Tectonic + ninja = ♥: reproducible "augmented" document builds

You may not have heard of ninja before. It’s a low-level build tool that fills the same kind of role as the venerable Unix program make. But unlike make, ninja is super fast and well engineered, without the decade’s worth of strange cruft that make has. I can say personally that I now use ninja everywhere that I used to use make; it’s so much nicer!

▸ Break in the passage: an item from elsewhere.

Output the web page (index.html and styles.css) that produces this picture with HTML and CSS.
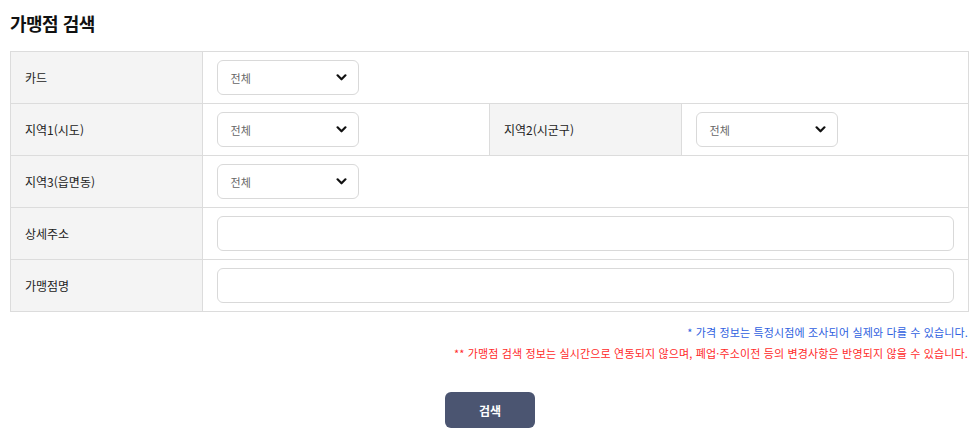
FILE: index.html
```html
<!DOCTYPE html>
<html lang="ko">
<head>
<meta charset="utf-8">
<link rel="stylesheet" href="styles.css">
</head>
<body>
<div class="page">
  <h2 class="title">가맹점 검색</h2>
  <table class="form">
    <colgroup><col class="c-lab"><col class="c-val"><col class="c-lab2"><col class="c-val"></colgroup>
    <tr>
      <th>카드</th>
      <td colspan="3"><div class="select"><span>전체</span><svg class="chev" viewBox="0 0 12 8" width="11" height="7"><path d="M1.5 1.5 L6 6 L10.5 1.5" fill="none" stroke="#111" stroke-width="2.5" stroke-linecap="round" stroke-linejoin="round"/></svg></div></td>
    </tr>
    <tr>
      <th>지역1(시도)</th>
      <td><div class="select"><span>전체</span><svg class="chev" viewBox="0 0 12 8" width="11" height="7"><path d="M1.5 1.5 L6 6 L10.5 1.5" fill="none" stroke="#111" stroke-width="2.5" stroke-linecap="round" stroke-linejoin="round"/></svg></div></td>
      <th>지역2(시군구)</th>
      <td><div class="select"><span>전체</span><svg class="chev" viewBox="0 0 12 8" width="11" height="7"><path d="M1.5 1.5 L6 6 L10.5 1.5" fill="none" stroke="#111" stroke-width="2.5" stroke-linecap="round" stroke-linejoin="round"/></svg></div></td>
    </tr>
    <tr>
      <th>지역3(읍면동)</th>
      <td colspan="3"><div class="select"><span>전체</span><svg class="chev" viewBox="0 0 12 8" width="11" height="7"><path d="M1.5 1.5 L6 6 L10.5 1.5" fill="none" stroke="#111" stroke-width="2.5" stroke-linecap="round" stroke-linejoin="round"/></svg></div></td>
    </tr>
    <tr>
      <th>상세주소</th>
      <td colspan="3"><div class="input"></div></td>
    </tr>
    <tr>
      <th>가맹점명</th>
      <td colspan="3"><div class="input"></div></td>
    </tr>
  </table>
  <p class="note blue">* 가격 정보는 특정시점에 조사되어 실제와 다를 수 있습니다.</p>
  <p class="note red">** 가맹점 검색 정보는 실시간으로 연동되지 않으며, 폐업·주소이전 등의 변경사항은 반영되지 않을 수 있습니다.</p>
  <div class="actions"><button class="btn">검색</button></div>
</div>
</body>
</html>
```
FILE: styles.css
```css
html, body { margin: 0; padding: 0; background: #fff; }
body { font-family: "Noto Sans CJK KR", "Noto Sans", sans-serif; color: #222; }
.page { padding: 0 9px 0 10px; }
.title { margin: 0; padding-top: 10px; height: 51px; box-sizing: border-box; font-size: 18px; font-weight: 700; line-height: 26px; color: #111; letter-spacing: -0.5px; }
.form { width: 100%; border-collapse: collapse; table-layout: fixed; }
.c-lab { width: 20%; }
.c-lab2 { width: 20%; }
.c-val { width: 30%; }
.form th, .form td { border: 1px solid #dcdcdc; height: 52px; box-sizing: border-box; padding: 0 14px; vertical-align: middle; }
.form th { background: #f4f4f4; text-align: left; font-weight: 400; font-size: 12px; color: #222; padding-left: 14px; }
.select { width: 142px; height: 35px; box-sizing: border-box; border: 1px solid #d9d9d9; border-radius: 6px; display: flex; align-items: center; justify-content: space-between; padding: 0 11px 0 13px; font-size: 11px; color: #666; }
.chev { display: block; }
.input { height: 35px; box-sizing: border-box; border: 1px solid #d9d9d9; border-radius: 6px; }
.note { margin: 0; text-align: right; font-size: 11px; line-height: 21px; padding-right: 1px; letter-spacing: 0.15px; }
.note.blue { color: #2f5fe0; margin-top: 10px; }
.note.red { color: #ff2a2a; }
.actions { display: flex; justify-content: center; margin-top: 28px; padding-left: 1px; }
.btn { width: 90px; height: 36px; border: 0; border-radius: 6px; background: #4b5571; color: #fff; font-family: inherit; font-size: 12px; font-weight: 700; }
```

Here’s the suggested way to tell ninja how to build a PDF from a TeX file using Tectonic. I won’t explain the syntax of this build.ninja file, here but I hope it’s pretty self-explanatory:

rule tectonic
  command = tectonic -c minimal --makefile-rules=$out.d $in
  description = TECTONIC $out
  depfile = $out.d
  deps = gcc

build example.pdf: tectonic example.tex | figure.png

The only tricky parts are:

  • We use -c minimal to make Tectonic be quiet except for warnings and so on
  • We use --makefile-rules to share Tectonic’s knowledge of which files were opened during the build with ninja. This way if you change a support file that’s \input, ninja will know to rerun the build even though you haven’t explicitly mentioned it in build.ninja.

I also have documents where I use a special tool to process LaTeX’s .aux file to construct the .bib file used by BibTeX on-the-fly. You can write Ninja rules that will go from source to final PDF with fully correct rebuilds like so:

rule tectonic_pass_1
  command = tectonic -c minimal --pass=tex --outfmt=aux --hide=$out --makefile-rules=$out.d $in
  description = TECTONIC $out
  depfile = $out.d
  deps = gcc

rule makebib
  command = ./my-makebib-program $in $out
  description = MAKEBIB $out

rule tectonic_pass_2
  command = tectonic -c minimal --pass=bibtex_first --makefile-rules=$out.d $in
  description = TECTONIC $out
  depfile = $out.d
  deps = gcc

build example.aux: tectonic_pass_1 example.tex | figure.png

build example.bib: makebib example.aux

build example.pdf: tectonic_pass_2 example.tex | example.aux example.bib figure.png

This is definitely hairer:

  • The first pass just runs one TeX pass (--pass=tex) and only writes the .aux file output (--outfmt=aux). If the file example.aux exists, Tectonics pretends that it doesn’t (--hide=example.aux) — this is essential to avoid creating a circular dependency when you rebuild the document.
  • Then the makebib tool (not shown here) uses example.aux to make example.bib
  • The second pass starts right off with BibTeX (--pass=bibtex_first) because the needed example.aux and example.bib have been created. It then does whatever needs to be done to finish the compilation.

It may seem a bit messy, but I think it’s really neat to just be able to type ninja and have the full document get built correctly every single time! And, of course, you can integrate the document build into a larger project — for instance, for my scientific papers I have rules that generate all of the figures from my data files.